Marc Benioff founded Salesforce in 1999 out of a rented apartment at 1449 Montgomery Street in San Francisco. He had spent 13 years at Oracle working directly under Larry Ellison, who actually became one of Salesforce's earliest investors. Benioff's core insight was radical for the time: enterprise software didn't need to be installed on local servers. He recruited Parker Harris, Dave Moellenhoff, and Frank Dominguez to build a CRM that ran entirely in the browser. Their "No Software" logo, a red circle with a line through the word SOFTWARE, became the company's rallying cry. They went public in 2004, and by the 2010s Salesforce had grown into one of the most valuable enterprise software companies on Earth, consistently acquiring competitors and adjacent tools to expand the platform.

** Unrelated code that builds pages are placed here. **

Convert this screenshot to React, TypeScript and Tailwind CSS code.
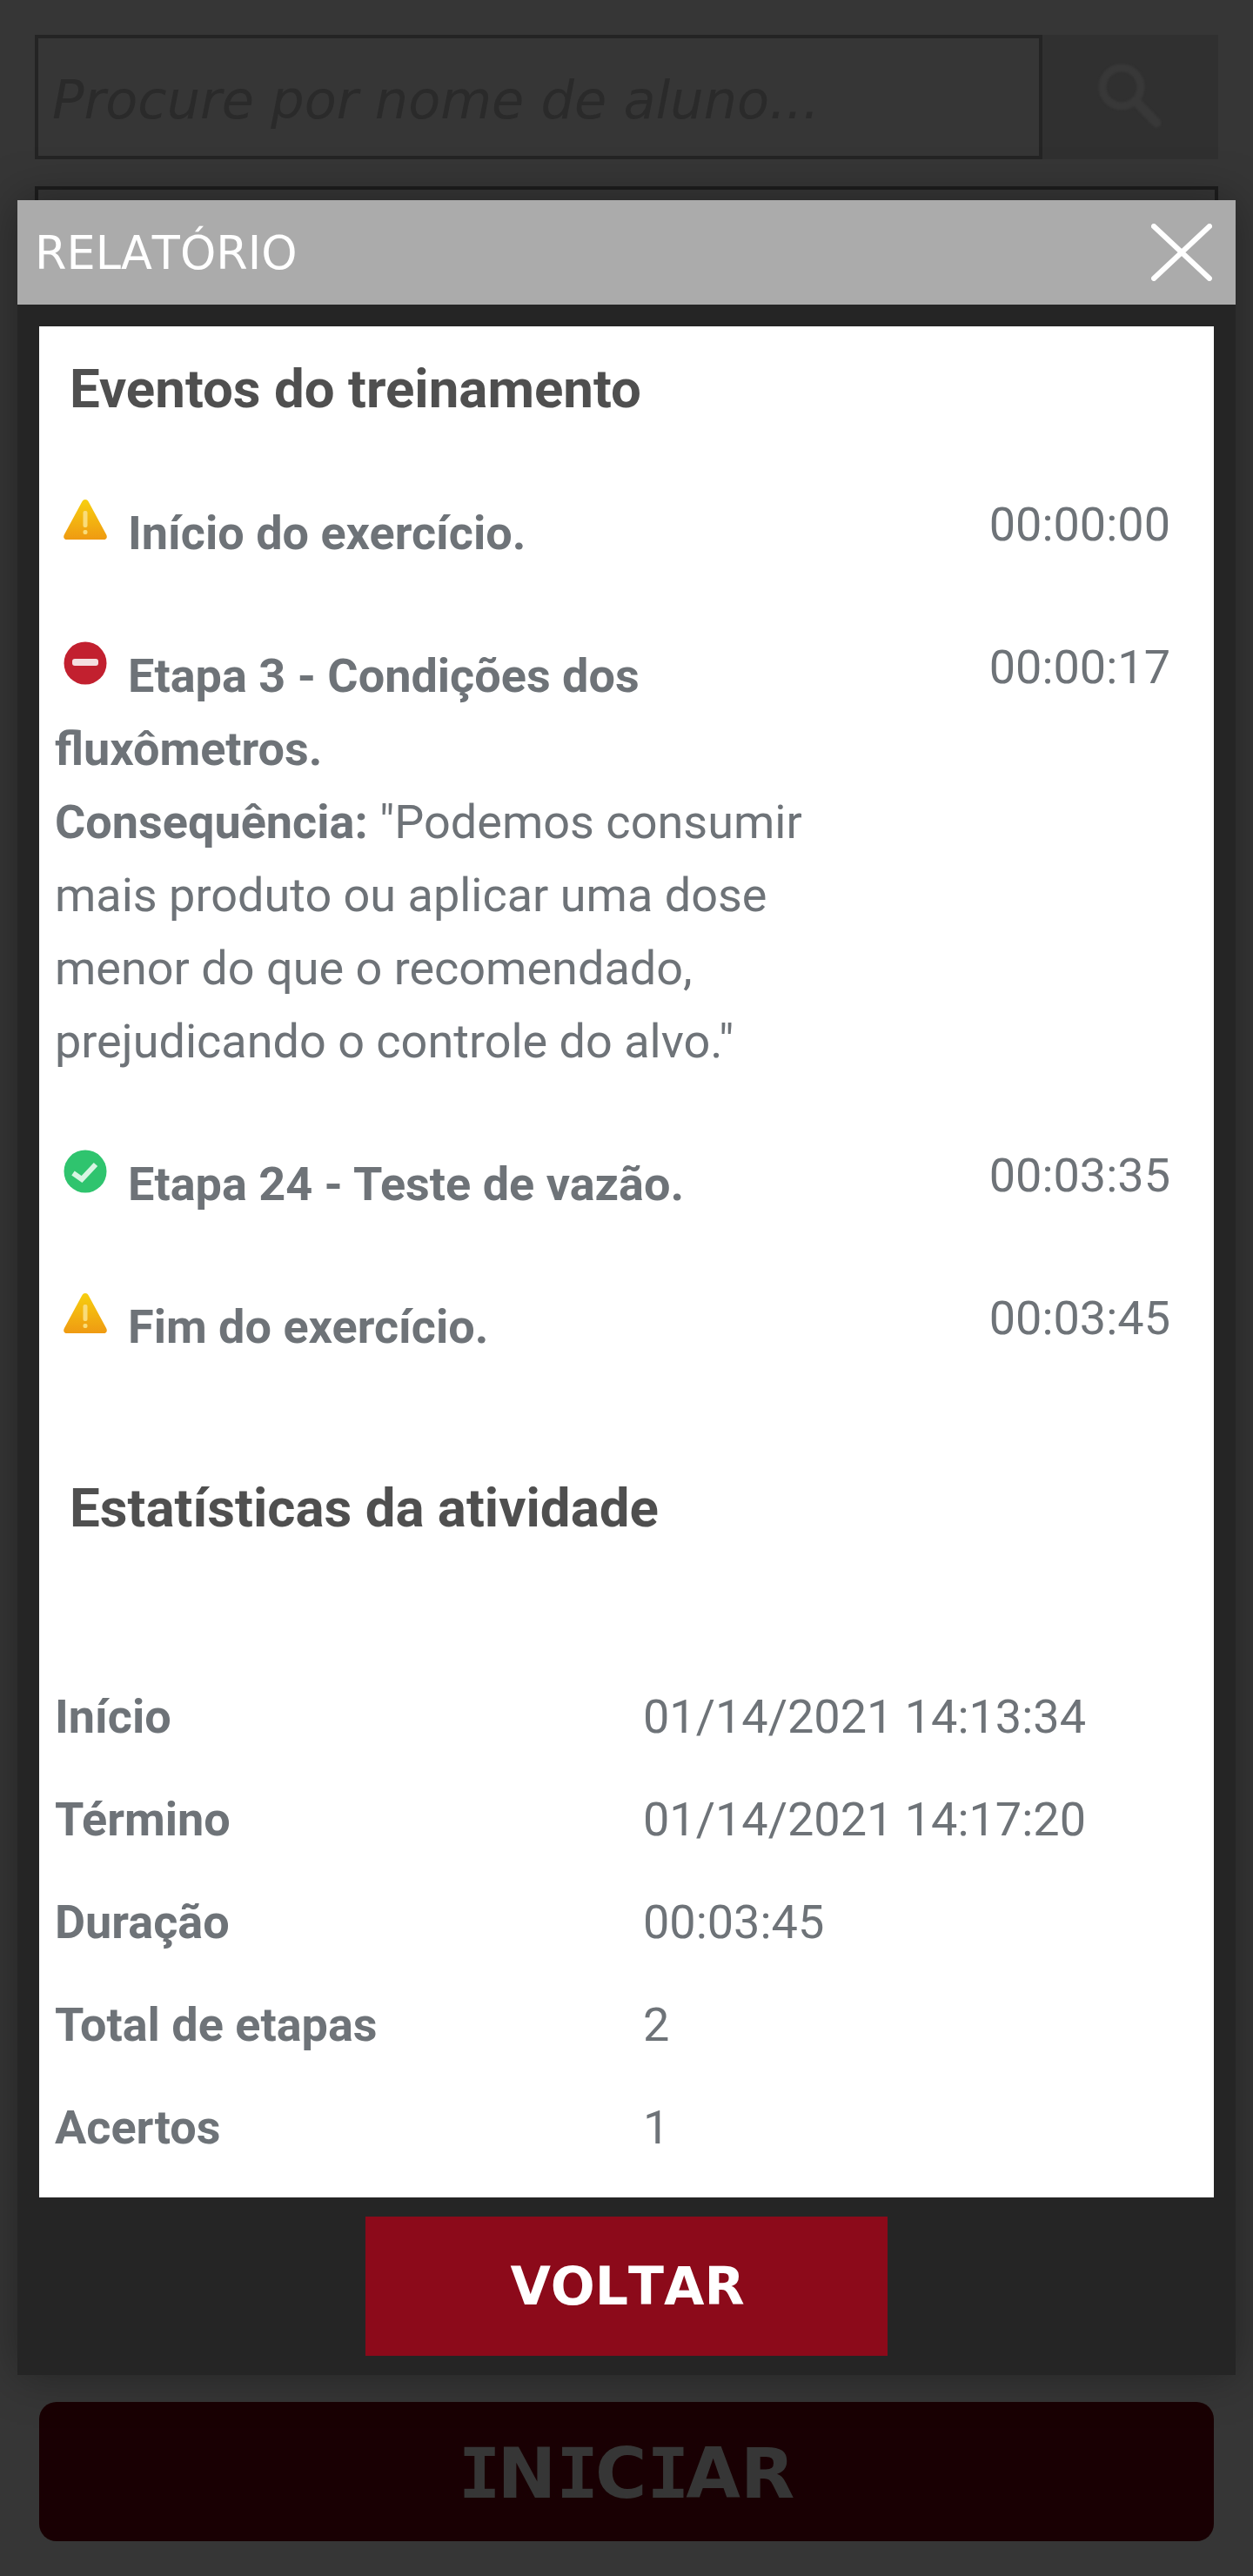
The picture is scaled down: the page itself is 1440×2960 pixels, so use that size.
import React from "react";

type Kind = "warn" | "error" | "ok";

const WarnIcon = () => (
  <svg viewBox="0 0 52 48" className="w-[52px] h-[48px] blur-[0.5px]">
    <defs>
      <linearGradient id="warnFill" x1="0" y1="0" x2="0" y2="1">
        <stop offset="0" stopColor="#f7cf0f" />
        <stop offset="1" stopColor="#ef9a12" />
      </linearGradient>
    </defs>
    <path d="M26 1 C28 1 29 2 30 4 L50 41 C52 45 50 47 47 47 L5 47 C2 47 0 45 2 41 L22 4 C23 2 24 1 26 1 Z" fill="url(#warnFill)" />
    <rect x="23.5" y="14" width="5" height="19" rx="2" fill="#f9dc7a" />
    <rect x="23.5" y="36" width="5" height="5" rx="2" fill="#f9dc7a" />
  </svg>
);

const ErrorIcon = () => (
  <svg viewBox="0 0 50 50" className="w-[50px] h-[50px] blur-[0.5px]">
    <circle cx="25" cy="25" r="24.5" fill="#c2202f" />
    <rect x="10" y="20" width="30" height="8" rx="3" fill="#f4dfe0" />
  </svg>
);

const OkIcon = () => (
  <svg viewBox="0 0 50 50" className="w-[50px] h-[50px] blur-[0.5px]">
    <circle cx="25" cy="25" r="24.5" fill="#2fc46e" />
    <path d="M11 27 L21 34 L37 17" fill="none" stroke="#d8f5e3" strokeWidth="6" />
  </svg>
);

const icons: Record<Kind, React.ReactNode> = {
  warn: <WarnIcon />,
  error: <ErrorIcon />,
  ok: <OkIcon />,
};

const EventRow = ({ kind, time, children }: { kind: Kind; time: string; children: React.ReactNode }) => (
  <div className="flex justify-between">
    <p className="w-[905px] pl-[18px] leading-[84px] mt-[-2px] mb-[2px]">
      <span className="inline-block w-[66px] mr-[18px] relative h-[10px]">
        <span className={kind === "warn" ? "absolute left-[9px] top-[-48px]" : "absolute left-[10px] top-[-48px]"}>{icons[kind]}</span>
      </span>
      {children}
    </p>
    <span className="mr-[50px] leading-[84px] mt-[-12px] h-[72px]">{time}</span>
  </div>
);

const stats = [
  ["Início", "01/14/2021 14:13:34"],
  ["Término", "01/14/2021 14:17:20"],
  ["Duração", "00:03:45"],
  ["Total de etapas", "2"],
  ["Acertos", "1"],
];

export default function App() {
  return (
    <div className="relative h-[2960px] w-[1440px] overflow-hidden bg-[#363636] px-10 pt-10 font-['Roboto',sans-serif]">
      {/* dimmed page behind the modal */}
      <div className="flex h-[143px]">
        <div className="flex-1 border-[4px] border-[#242424] flex items-center pl-[16px]">
          <span className="text-[60.5px] italic text-[#2a2a2a] font-['DejaVu_Sans',sans-serif] [font-kerning:none] leading-none mt-[8px]">Procure por nome de aluno...</span>
        </div>
        <div className="w-[202px] bg-[#303030] flex items-center justify-center">
          <svg viewBox="0 0 72 73" className="w-[72px] h-[73px] mt-[-2px] blur-[1px]" fill="none" stroke="#383838">
            <circle cx="26" cy="26" r="22" strokeWidth="9" />
            <path d="M42 42 L66 67" strokeWidth="11" strokeLinecap="round" />
          </svg>
        </div>
      </div>
      <div className="mt-[31px] h-[200px] border-[4px] border-[#1d1d1d] border-b-0" />
      <div className="absolute left-[45px] top-[2760px] h-[160px] w-[1350px] rounded-[20px] bg-[#190003] flex items-center justify-center">
        <span className="mt-[4px] text-[81px] font-bold text-[#363636] font-['DejaVu_Sans',sans-serif] [font-kerning:none] leading-none">
          <span className="font-['DejaVu_Sans_Mono',monospace] tracking-[-4px]">I</span>N<span className="font-['DejaVu_Sans_Mono',monospace] tracking-[-4px]">I</span>C<span className="font-['DejaVu_Sans_Mono',monospace] tracking-[-4px]">I</span>AR
        </span>
      </div>

      {/* modal */}
      <div className="absolute left-[20px] top-[230px] h-[2499px] w-[1400px] bg-[#252525] shadow-[0_0_50px_rgba(0,0,0,0.35)]">
        <div className="flex h-[120px] items-center justify-between bg-[#ababab] pl-[20px] pr-[27px]">
          <span className="text-[52.5px] mt-[3px] text-white font-['DejaVu_Sans',sans-serif] [font-kerning:none] leading-none">RELATÓRIO</span>
          <svg viewBox="0 0 70 66" className="w-[70px] h-[66px]" stroke="#ffffff" strokeWidth="6" strokeLinecap="round">
            <path d="M3 3 L67 63 M67 3 L3 63" />
          </svg>
        </div>
        <div className="mx-[25px] mt-[25px] h-[2150px] bg-white text-[54px] text-[#6e7378]">
          <h2 className="pl-[35px] pt-[30px] text-[61.8px] font-bold leading-[84px] text-[#4f4f4f]">Eventos do treinamento</h2>
          <div className="mt-[84px] flex flex-col gap-[80px]">
            <EventRow kind="warn" time="00:00:00"><b>Início do exercício.</b></EventRow>
            <EventRow kind="error" time="00:00:17">
              <b>Etapa 3 - Condições dos fluxômetros.</b>
              <br />
              <b>Consequência:</b> "Podemos consumir mais produto ou aplicar uma dose menor do que o recomendado, prejudicando o controle do alvo."
            </EventRow>
            <EventRow kind="ok" time="00:03:35"><b>Etapa 24 - Teste de vazão.</b></EventRow>
            <EventRow kind="warn" time="00:03:45"><b>Fim do exercício.</b></EventRow>
          </div>
          <h2 className="pl-[35px] mt-[122px] text-[61.8px] font-bold leading-[84px] text-[#4f4f4f]">Estatísticas da atividade</h2>
          <div className="mt-[138px] flex flex-col pl-[18px]">
            {stats.map(([label, value]) => (
              <div key={label} className="flex h-[118px] items-center">
                <b className="w-[676px]">{label}</b>
                <span>{value}</span>
              </div>
            ))}
          </div>
        </div>
        <div className="mt-[22px] flex justify-center">
          <button className="h-[160px] w-[600px] bg-[#8c0a1a] pl-[2px] text-[60px] font-bold text-white font-['DejaVu_Sans',sans-serif] [font-kerning:none]">VOLTAR</button>
        </div>
      </div>
    </div>
  );
}
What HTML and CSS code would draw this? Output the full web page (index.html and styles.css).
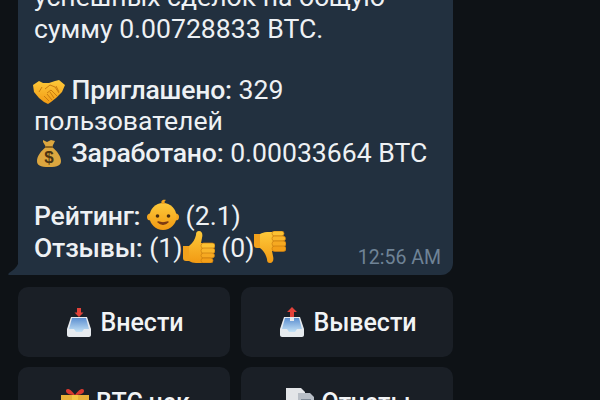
FILE: index.html
```html
<!DOCTYPE html>
<html lang="ru">
<head>
<meta charset="utf-8">
<title>Профиль</title>
<link rel="stylesheet" href="styles.css">
</head>
<body>
<svg class="defs" width="0" height="0" aria-hidden="true">
  <defs>
    <linearGradient id="gold" x1="0" y1="0" x2="0" y2="1"><stop offset="0" stop-color="#fdc93a"/><stop offset="1" stop-color="#f29a13"/></linearGradient>
    <linearGradient id="tray" x1="0" y1="0" x2="0" y2="1"><stop offset="0" stop-color="#5c8fd0"/><stop offset="1" stop-color="#c4e2f6"/></linearGradient>
    <symbol id="hands" viewBox="0 0 32 24">
      <path d="M0 5 6 1l4 2 6 0 6-2 4-1 6 5-3 7-6 6-5 4-3 2-4-2-5-4-5-6z" fill="url(#gold)"/>
      <path d="M9 7l-3 5M23 6l3 6M12 9l5-4 5 2 4 6M14 13l4-3 6 6M11 16l5 5M14 14l5 6M17 12l4 6" fill="none" stroke="#c97c10" stroke-width="1"/>
    </symbol>
    <symbol id="bag" viewBox="0 0 24 28">
      <path d="M6 1l4 2 4-2 4 1-3 6c5 4 9 9 9 14 0 4-3 6-12 6S0 26 0 22c0-5 4-10 9-14L6 3z" fill="#dca63f"/>
      <path d="M8 8h8" stroke="#8a6320" stroke-width="2"/>
      <text x="12" y="24" text-anchor="middle" class="dollar">$</text>
    </symbol>
    <symbol id="baby" viewBox="0 0 32 32">
      <circle cx="3.500" cy="18" r="3.500" fill="#f3a51f"/><circle cx="28.500" cy="18" r="3.500" fill="#f3a51f"/>
      <circle cx="16" cy="17.500" r="13.500" fill="url(#gold)"/>
      <path d="M15 5c-2-3 1-5 4-4-2 1-2 3 0 4z" fill="#f3a51f"/>
      <circle cx="10.500" cy="17" r="1.800" fill="#4a2d10"/><circle cx="21.500" cy="17" r="1.800" fill="#4a2d10"/>
      <path d="M11 23c3 3 7 3 10 0-3 1-7 1-10 0z" fill="#7d3a12" stroke="#7d3a12" stroke-width="1.400" stroke-linejoin="round"/>
    </symbol>
    <symbol id="up" viewBox="0 0 32 32">
      <path d="M0 15h7v15H3c-2 0-3-1-3-3z" fill="#f2a11c"/>
      <path d="M6 15c4-3 6-7 7-11 0-3 1-4 3-4 3 0 4 3 3 7l-1 5h4v20h-9c-3 0-5-1-7-2z" fill="url(#gold)"/>
      <rect x="18" y="12" width="14" height="5.500" rx="2.700" fill="#fcc233" stroke="#c97c10" stroke-width=".7"/>
      <rect x="18" y="17" width="14" height="5.500" rx="2.700" fill="#f9b52a" stroke="#c97c10" stroke-width=".7"/>
      <rect x="18" y="22" width="13.500" height="5" rx="2.500" fill="#f6a921" stroke="#c97c10" stroke-width=".7"/>
      <rect x="18" y="27" width="12" height="5" rx="2.500" fill="#f39f18" stroke="#c97c10" stroke-width=".7"/>
    </symbol>
    <symbol id="down" viewBox="0 0 32 32">
      <path d="M0 3h7v14H3c-2 0-3-1-3-3z" fill="#f2a11c"/>
      <path d="M6 3c2-1 4-2 7-2h9v19h-4l1 5c1 4 0 7-3 7-2 0-3-1-3-4-1-4-3-8-7-11z" fill="url(#gold)"/>
      <rect x="18" y="0" width="12" height="5" rx="2.500" fill="#fcc233" stroke="#c97c10" stroke-width=".7"/>
      <rect x="18" y="5" width="13.500" height="5" rx="2.500" fill="#f9b52a" stroke="#c97c10" stroke-width=".7"/>
      <rect x="18" y="10" width="14" height="5.500" rx="2.700" fill="#f6a921" stroke="#c97c10" stroke-width=".7"/>
      <rect x="18" y="15" width="14" height="5.500" rx="2.700" fill="#f39f18" stroke="#c97c10" stroke-width=".7"/>
    </symbol>
    <symbol id="inbox" viewBox="0 0 24 30">
      <path d="M12 10 7.500 5.500h2.500V1h4v4.500h2.500z" fill="#e2423a"/>
      <path d="M4 10h16l4 12v6c0 1-1 2-2 2H2c-1 0-2-1-2-2v-6z" fill="#e6eaee"/>
      <path d="M5 11h14l3 11h-5l-2 3H9l-2-3H2z" fill="url(#tray)"/>
    </symbol>
    <symbol id="outbox" viewBox="0 0 24 30">
      <path d="M12 0l5 5h-3v7h-4V5H7z" fill="#e2423a"/>
      <path d="M4 10h16l4 12v6c0 1-1 2-2 2H2c-1 0-2-1-2-2v-6z" fill="#e6eaee"/>
      <path d="M5 11h5v3h4v-3h5l3 11h-5l-2 3H9l-2-3H2z" fill="url(#tray)"/>
    </symbol>
    <symbol id="gift" viewBox="0 0 28 28">
      <path d="M14 7C9 0 5 0 5 3c0 3 5 4 9 4s9-1 9-4c0-3-4-3-9 4z" fill="#d8392f"/>
      <rect x="0" y="7" width="28" height="6" fill="#e8b13a"/>
      <rect x="2" y="13" width="24" height="15" fill="#cf2f2a"/>
      <rect x="11" y="7" width="6" height="21" fill="#f3c644"/>
    </symbol>
    <symbol id="docs" viewBox="0 0 28 28">
      <path d="M0 0h15l4 4v24H0z" fill="#e3e5e8"/>
      <path d="M12 5h12l4 4v19H12z" fill="#b8bec6"/>
      <path d="M15 12h10M15 16h10M15 20h10" stroke="#6c7a88" stroke-width="1.400"/>
    </symbol>
  </defs>
</svg>
<main class="chat">
  <article class="bubble">
    <svg class="tail" viewBox="0 0 11 14" aria-hidden="true"><path d="M11 0v14H1c-1 0-1-1 0-2C6 9 10 5 11 0z" fill="#22303f"/></svg>
    <p class="line">успешных сделок на общую</p>
    <p class="line">сумму 0.00728833 BTC.</p>
    <p class="line short">&nbsp;</p>
    <p class="line"><svg class="emoji hands"><use href="#hands"/></svg> <b>Приглашено:</b> 329</p>
    <p class="line">пользователей</p>
    <p class="line"><svg class="emoji bag"><use href="#bag"/></svg> <b>Заработано:</b> 0.00033664 BTC</p>
    <p class="line">&nbsp;</p>
    <p class="line"><b>Рейтинг:</b> <svg class="emoji"><use href="#baby"/></svg> (2.1)</p>
    <p class="line"><b>Отзывы:</b> (1)<svg class="emoji"><use href="#up"/></svg> (0)<svg class="emoji"><use href="#down"/></svg></p>
    <time class="stamp">12:56 AM</time>
  </article>
  <nav class="keyboard">
    <button class="key"><svg class="key-icon"><use href="#inbox"/></svg> Внести</button>
    <button class="key"><svg class="key-icon"><use href="#outbox"/></svg> Вывести</button>
    <button class="key"><svg class="key-icon big"><use href="#gift"/></svg> BTC чек</button>
    <button class="key"><svg class="key-icon big"><use href="#docs"/></svg> Отчеты</button>
  </nav>
</main>
</body>
</html>
```

FILE: styles.css
```css
* { box-sizing: border-box; }
html, body { margin: 0; height: 100%; }
body {
  width: 600px;
  height: 400px;
  overflow: hidden;
  background: #0e1216;
  font-family: Roboto, "Liberation Sans", sans-serif;
  color: #eef1f4;
}
.defs { position: absolute; }
.dollar { font: 700 17px "Liberation Sans", sans-serif; fill: #4a3312; }
.chat {
  width: 435px;
  margin: -19px 0 0 18px;
  display: flex;
  flex-direction: column;
  gap: 12px;
}
.bubble {
  position: relative;
  background: #22303f;
  border-radius: 12px 12px 12px 0;
  padding: 0 16px 10px;
  height: 294px;
}
.tail {
  position: absolute;
  left: -10px;
  bottom: 0;
  width: 11px;
  height: 14px;
}
.line {
  margin: 0;
  height: 31.6px;
  line-height: 31.6px;
  font-size: 26.6px;
  white-space: nowrap;
}
.line.short { height: 29.4px; }
.line b { font-weight: 500; letter-spacing: -0.2px; }
.emoji {
  width: 32px;
  height: 32px;
  margin-block: -8px;
  vertical-align: 2px;
}
.emoji.hands { height: 24px; vertical-align: 3px; margin-left: -1px; }
.emoji.bag { height: 28px; vertical-align: 3px; margin-left: -1px; }
.stamp {
  position: absolute;
  right: 12px;
  bottom: 6px;
  font-size: 19.5px;
  color: #6f8396;
}
.keyboard {
  display: grid;
  grid-template-columns: 212px 212px;
  grid-auto-rows: 70px;
  gap: 10px 11px;
}
.key {
  border: 0;
  border-radius: 10px;
  background: #1a1f26;
  color: #f2f4f6;
  font: 500 25px Roboto, "Liberation Sans", sans-serif;
  display: flex;
  align-items: center;
  justify-content: center;
  gap: 9px;
  padding: 0 0 0 3px;
}
.key-icon { width: 24px; height: 30px; flex: none; }
.key-icon.big { width: 28px; height: 28px; margin-right: -2px; }
```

Salesforce's original office was literally Marc Benioff's apartment. The team worked out of a spare bedroom, and Benioff used to hold meetings in his living room. The company kept using the apartment even after getting real office space, it served as a secondary workspace for over a year. That apartment address, 1449 Montgomery Street, is still referenced in Salesforce lore. Also, Benioff got the idea for cloud-based software delivery while swimming with dolphins in Hawaii during a sabbatical from Oracle.